- Country: Nepal
- Location: Sindhulpalchok District
- Coordinates: 27°54′46″N 85°55′26″E﻿ / ﻿27.91278°N 85.92389°E
- Status: Operational
- Construction began: 1997
- Opening date: 2000
- Construction cost: US$98 million

Dam and spillways
- Type of dam: Gravity
- Impounds: Bhote Koshi
- Height: 5 m (16 ft)
- Length: 60 m (200 ft)
- Elevation at crest: 1,435 m (4,708 ft)
- Spillways: Controlled overflow
- Spillway type: 2 x radial gates
- Spillway capacity: 1,044 m^{3}/s (36,900 cu ft/s)

Reservoir
- Catchment area: 2,132 km (1,325 mi)
- Normal elevation: 1,434 m (4,705 ft)

Power Station
- Operators: Bhote Koshi Power Company Private Limited (Owned by Himal International Energy Pvt. Ltd. Himal International Power Corp Pvt. Ltd. Tara Fund Pvt. Ltd. RDC of Nepal)
- Commission date: 2001
- Type: Run-of-river
- Hydraulic head: 135.5 m (445 ft) (normal)
- Turbines: 2 X 22 MW Francis-type
- Installed capacity: 36 MW Max. planned: 45 MW
- Annual generation: 246 GWh

= Bhote Koshi Power Plant =

The Bhote Koshi Power Plant (also known as Upper Bhote Koshi Project) is a run-of-the-river power plant in Sindhulpalchok District, Nepal. It was constructed between 1997 and 2000 with power generation starting in January 2001. The project cost about US$98 million. The majority of finances was provided by Panda Energy International. The dam, located at , diverts water downstream into a 3300 m long head race tunnel which terminates into two penstocks that supply the two 22 MW Francis turbine-generators with water. The drop in elevation between the dam and power plant affords a normal hydraulic head of 135.5 m.

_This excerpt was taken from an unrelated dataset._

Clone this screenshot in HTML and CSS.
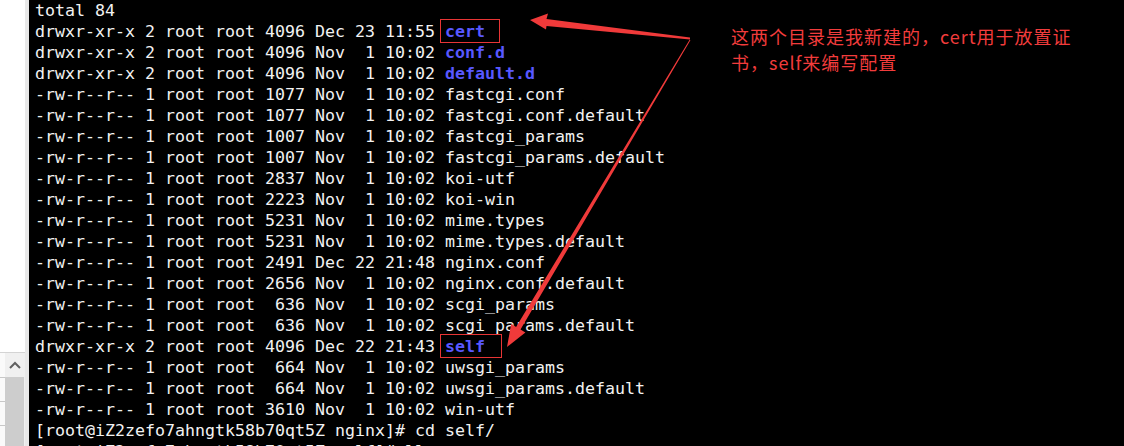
FILE: index.html
```html
<!DOCTYPE html>
<html lang="zh">
<head>
<meta charset="utf-8">
<link rel="stylesheet" href="styles.css">
</head>
<body>
<div class="screen">
  <aside class="side">
    <div class="side-top"></div>
    <div class="side-bottom">
      <div class="rows"><span></span><span></span><span></span></div>
      <div class="scroll">
        <div class="scroll-up"><svg width="12" height="8" viewBox="0 0 12 8"><path d="M1 7 L6 2 L11 7" fill="none" stroke="#606060" stroke-width="2"/></svg></div>
        <div class="thumb"></div>
      </div>
    </div>
  </aside>
  <pre class="term">total 84
drwxr-xr-x 2 root root 4096 Dec 23 11:55 <b class="dir boxed">cert</b>
drwxr-xr-x 2 root root 4096 Nov  1 10:02 <b class="dir">conf.d</b>
drwxr-xr-x 2 root root 4096 Nov  1 10:02 <b class="dir">default.d</b>
-rw-r--r-- 1 root root 1077 Nov  1 10:02 fastcgi.conf
-rw-r--r-- 1 root root 1077 Nov  1 10:02 fastcgi.conf.default
-rw-r--r-- 1 root root 1007 Nov  1 10:02 fastcgi_params
-rw-r--r-- 1 root root 1007 Nov  1 10:02 fastcgi_params.default
-rw-r--r-- 1 root root 2837 Nov  1 10:02 koi-utf
-rw-r--r-- 1 root root 2223 Nov  1 10:02 koi-win
-rw-r--r-- 1 root root 5231 Nov  1 10:02 mime.types
-rw-r--r-- 1 root root 5231 Nov  1 10:02 mime.types.default
-rw-r--r-- 1 root root 2491 Dec 22 21:48 nginx.conf
-rw-r--r-- 1 root root 2656 Nov  1 10:02 nginx.conf.default
-rw-r--r-- 1 root root  636 Nov  1 10:02 scgi_params
-rw-r--r-- 1 root root  636 Nov  1 10:02 scgi_params.default
drwxr-xr-x 2 root root 4096 Dec 22 21:43 <b class="dir boxed self">self</b>
-rw-r--r-- 1 root root  664 Nov  1 10:02 uwsgi_params
-rw-r--r-- 1 root root  664 Nov  1 10:02 uwsgi_params.default
-rw-r--r-- 1 root root 3610 Nov  1 10:02 win-utf
[root@iZ2zefo7ahngtk58b70qt5Z nginx]# cd self/
[root@iZ2zefo7ahngtk58b70qt5Z self]# ll</pre>
  <p class="note">这两个目录是我新建的，cert用于放置证书，self来编写配置</p>
  <svg class="arrows" width="1124" height="446" viewBox="0 0 1124 446">
    <polygon points="530,20 548,13.5 546.5,19 690,37.5 690,39.5 546.5,26 546,29.5" fill="#f03a3a"/>
    <polygon points="507,347 511.2,323.8 516.1,327 689.6,39.7 690.4,40.3 520.5,329.6 525.4,332.4" fill="#f03a3a"/>
  </svg>
</div>
</body>
</html>
```
FILE: styles.css
```css
html, body {
  margin: 0;
  padding: 0;
  background: #000;
}
.screen {
  position: relative;
  display: flex;
  width: 1124px;
  height: 446px;
  overflow: hidden;
  background: #000;
}
.side {
  width: 25px;
  flex: none;
  display: flex;
  flex-direction: column;
  border-right: 4px solid #e8e8e8;
  background: #fff;
}
.side-top {
  height: 352px;
  background: #fff;
}
.side-bottom {
  flex: 1;
  display: flex;
  border-top: 1px solid #d4d4d4;
  background: #f0f0f0;
}
.rows {
  width: 5px;
  display: flex;
  flex-direction: column;
  padding-top: 24px;
  gap: 23px;
  background: #fafafa;
}
.rows span {
  display: block;
  height: 1px;
  background: #c8c8c8;
}
.scroll {
  width: 19px;
  display: flex;
  flex-direction: column;
  background: #f0f0f0;
}
.scroll-up {
  height: 24px;
  display: flex;
  align-items: center;
  justify-content: center;
}
.thumb {
  flex: 1;
  background: #cdcdcd;
}
.term {
  margin: 0;
  padding: 0 0 0 6px;
  width: 696px;
  flex: none;
  font-family: "DejaVu Sans Mono", monospace;
  font-size: 16.61px;
  line-height: 21px;
  color: #f2f2f2;
  white-space: pre;
}
.dir {
  color: #5858ff;
  font-weight: bold;
}
.boxed {
  outline: 1.5px solid #e83535;
  outline-offset: 0;
  padding: 2px 14px 1px 4px;
  margin-left: -4px;
}
.boxed.self {
  padding-right: 16px;
}
.note {
  margin: 0;
  padding-top: 23px;
  width: 362px;
  flex: none;
  font-family: "Noto Sans CJK SC", "Noto Sans", sans-serif;
  font-size: 18px;
  letter-spacing: 1px;
  line-height: 26px;
  color: #f23c3c;
}
.arrows {
  position: absolute;
  left: 0;
  top: 0;
  pointer-events: none;
}
```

The installed capacity of the project is 45 MW, whereas it has a power purchase agreement (PPA) with Nepal Electricity Authority for generation of 36MW maximum. The PPA dictates how much the project can generate for each month of the Nepali Calendar.
During monsoon season (about three months each year) Bhote Koshi can operate at full installed capacity, with excess water still being spilt. During the winter season, power generation from the plant decreases drastically due to lower water levels.